Bourgain's condition, sticky Kakeya, and new examples

TL;DR

This paper establishes a connection between Bourgain's condition and the sticky Kakeya conjecture for oscillatory integral operators, introduces a geometric characterization, and provides new examples that challenge existing assumptions.

Contribution

It offers a new geometric perspective on Bourgain's condition, reduces sticky Kakeya problems to classical cases, and constructs novel examples in higher dimensions.

Findings

Bourgain's condition reduces sticky Kakeya to classical Kakeya in all dimensions ≥ 3.

Constructed examples show Bourgain's condition does not persist in larger tubes.

First operators satisfying Bourgain's condition with no diffeomorphism to lines.

Abstract

We prove that in all dimensions at least 3 and for any H\"ormander-type oscillatory integral operator satisfying Bourgain's condition, the sticky case of the corresponding curved Kakeya conjecture reduces to the sticky case of the classical Kakeya conjecture. This supports a conjecture of Guo-Wang-Zhang, that an operator satisfies the same $L^p$ bounds as in the restriction conjecture exactly when it satisfies Bourgain's condition. Our result follows from a new geometric characterization of Bourgain's condition based on the structure of curved $\delta$-tubes in a $\delta^{1/2}$-tube.

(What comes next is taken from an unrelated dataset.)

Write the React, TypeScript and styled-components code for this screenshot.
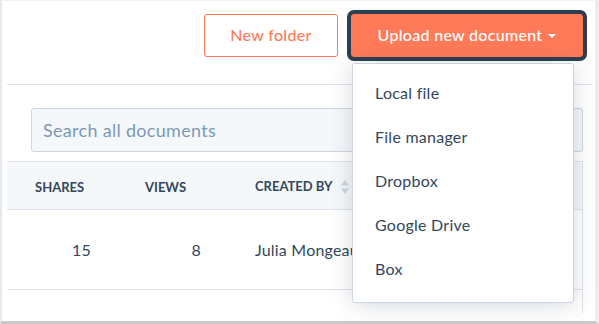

We find examples in all dimensions at least 3 which show this property does not persist in a larger tube, and in particular these are the first operators satisfying Bourgain's condition for which there is no diffeomorphism taking the corresponding families of curves to lines. This suggests that a general to sticky reduction in the spirit of Wang-Zahl needs substantial new ideas. We expect these examples to provide a good starting point.